On that journey home last night I wondered how different my life would have been if I had discovered that I could tolerate uncomfortable situations without a drink. Or even, take myself out of those situations rather than drinking to survive them.  At fourteen I had learnt that the fear of being in dangerous places – hanging out with older cool types who took drugs and thought nothing of having sex in front of me – could be eased with Lambrusco. By sixteen I was brave enough to sleep with anyone who gave me a modicum of attention as long as I had already imbibed a couple of glasses of wine. Like many girls I didn’t consider I could use the term rape because I had bought it on myself by being drunk; a night out involving wine but ending with me saying no and locking my door didn’t stop him shimmying a drainpipe and climbing into my bedroom window, but hey that couldn’t be rape could it because, although I was bruised from him holding me down, I had been drinking and flirting with him all night in a club?
And then there were the times when wine enabled me to confidently dance on tables, fall in love and tolerate idiots. And how wine had subdued my opinions so I didn’t stand out: “have a drink and shut up.”  And the family occasions where drink enabled me to feel loved. Or were wine smoothed the way to connections….the list goes on. Good and Bad.

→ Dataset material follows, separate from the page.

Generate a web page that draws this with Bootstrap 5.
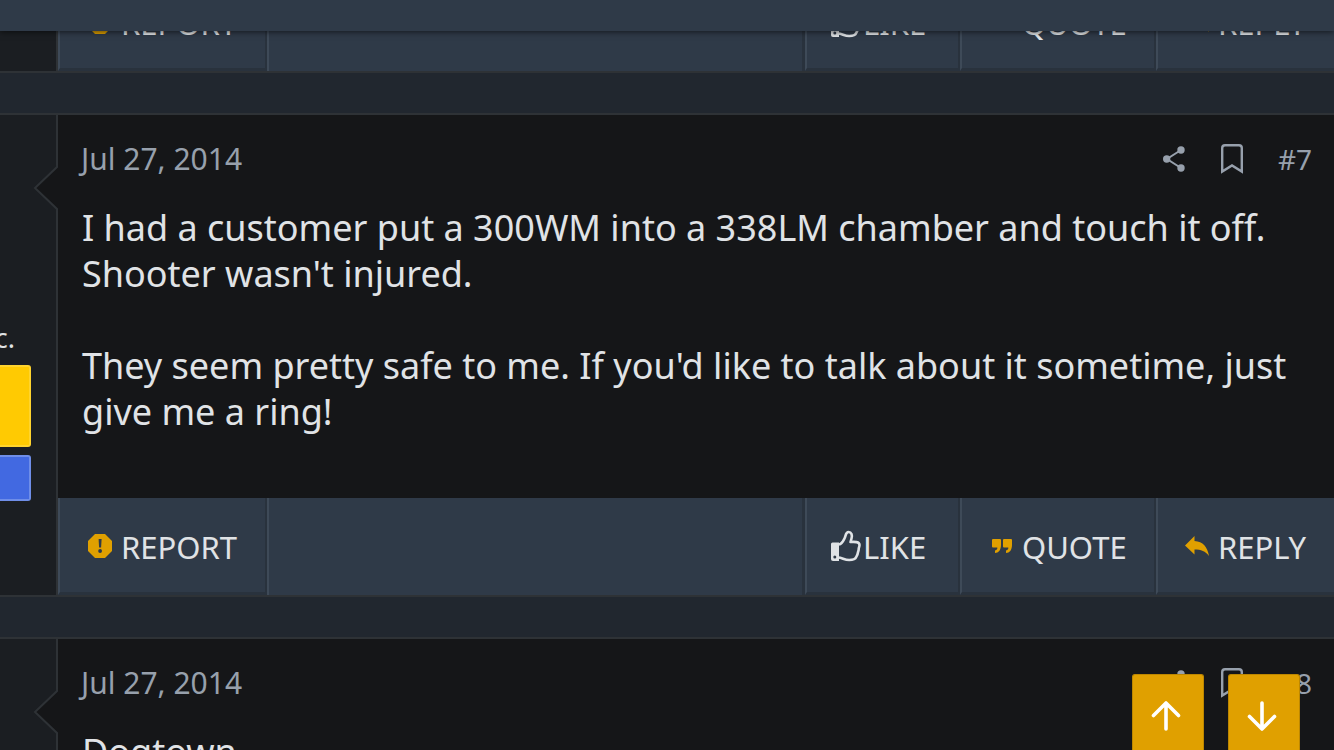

I wish that I hadn’t drunk so much in front of my daughters. I wish that I had realised that drinking was a choice. I wish that I had said “fuck off” to those telling me that without wine I was boring, or that I was an outsider who was even weirder without a drink. I wish I had been stronger younger. I wish I could go back and provide protection to that child who started drinking because she wanted to be accepted, loved and didn’t want to be scared anymore.
These are all thoughts I wish I wasn’t having and I can’t have a glass of wine to push them away. I tell myself that I am proud to have got to month four, that I have more energy, my brain is sharper, I am a better person for facing my demons. It doesn’t erase the painful emotions that bubble just below the surface and threaten to spill over as once more I am on the outside looking in.
In some respects the child I was at fourteen had merely been numbed with alcohol for the past forty years. She was waiting for sobriety to re-emerge; vulnerable, uncertain, insecure; a bundle of troubled emotions. So how can I support her? I don’t want or need to drink, so I need a new way to be. I had no idea that the prop was actually scaffolding.
I don’t want to come across as negative; I know that this was – is – a good idea. I know that I will come through this year with greater self-knowledge. The current mental space, where I regret my past reliance on alcohol, I am upset with the choices I made and am cross that I probably could have been an unbelievably successful woman if I hadn’t let wine take away my personal power, will pass. Nonetheless, I am excited that it isn’t too late to change – it never is – and I’m not too old to take on the world stone-cold-sober. So bring on the next four months, I am ready for anything as long as I have a stash of chocolate biscuits.